As of June 28, no appeals were filed.
Johnnie Brown’s is another unhappy restaurant. The 10-year-old, open-air eatery features live classic rock music.
“Many of our regular customers are maturing boomers, and at least 70 to 75 percent of them are locals from the surrounding community,” manager Bruce McDonald wrote in an email in mid-June.
Restaurants are working with the city to count their patrons and keep occupancy within the limits set by state law. As a result, Johnnie Brown’s is no longer monitored since it has been able to show it can maintain legal occupancy levels on its own without the help of the fire marshals. But it did receive bills for April and May, which “are under analysis,” McDonald wrote.
Pros and cons
Tin Roof management would like to pursue a “hybrid model” to increase late-night occupancy, said manager Christina Godbout.
The restaurant, which features live music, paid a $7,220.13 bill in April. Its May bill of $6,106.67, due by July 3, will be paid, Godbout said.
The city will consider the pros and cons of allowing hybrid businesses with late-night crowds. Increased trash and public safety concerns are at the top of the issues list.
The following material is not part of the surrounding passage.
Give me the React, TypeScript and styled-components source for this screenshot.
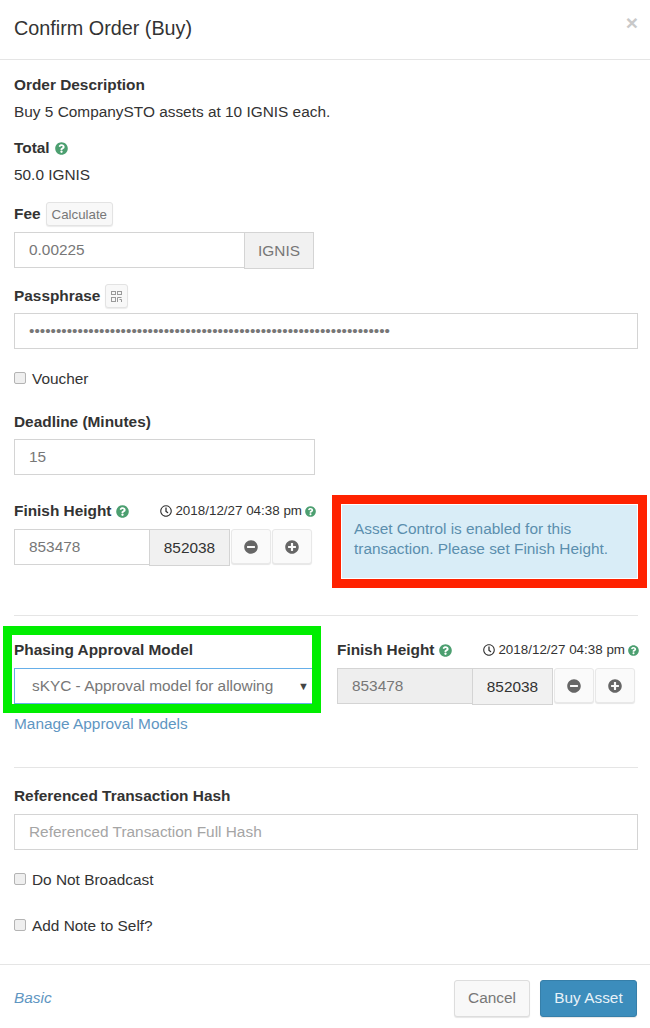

Other issues include what effect permitting this operational change might have on other established businesses and the overall quality of life for city residents.
“Safety is the main concern,” said Christian Prakas, a restaurant broker who fills Atlantic Avenue spaces. “But if a restaurant is paying $100 a square foot, it can’t afford the rent if it has to pay a monthly fee” for occupancy monitoring.
At least one restaurant, though, has found a way to profit from the nightlife without being charged a fee.
Sazio, an Italian restaurant on East Atlantic, closes before midnight, manager Hector Zuluaga said.
But it keeps a window open to sell slices of pizza and bottled water until 3:30 a.m. on weekends.
“The nightlife is good for us,” Zuluaga said.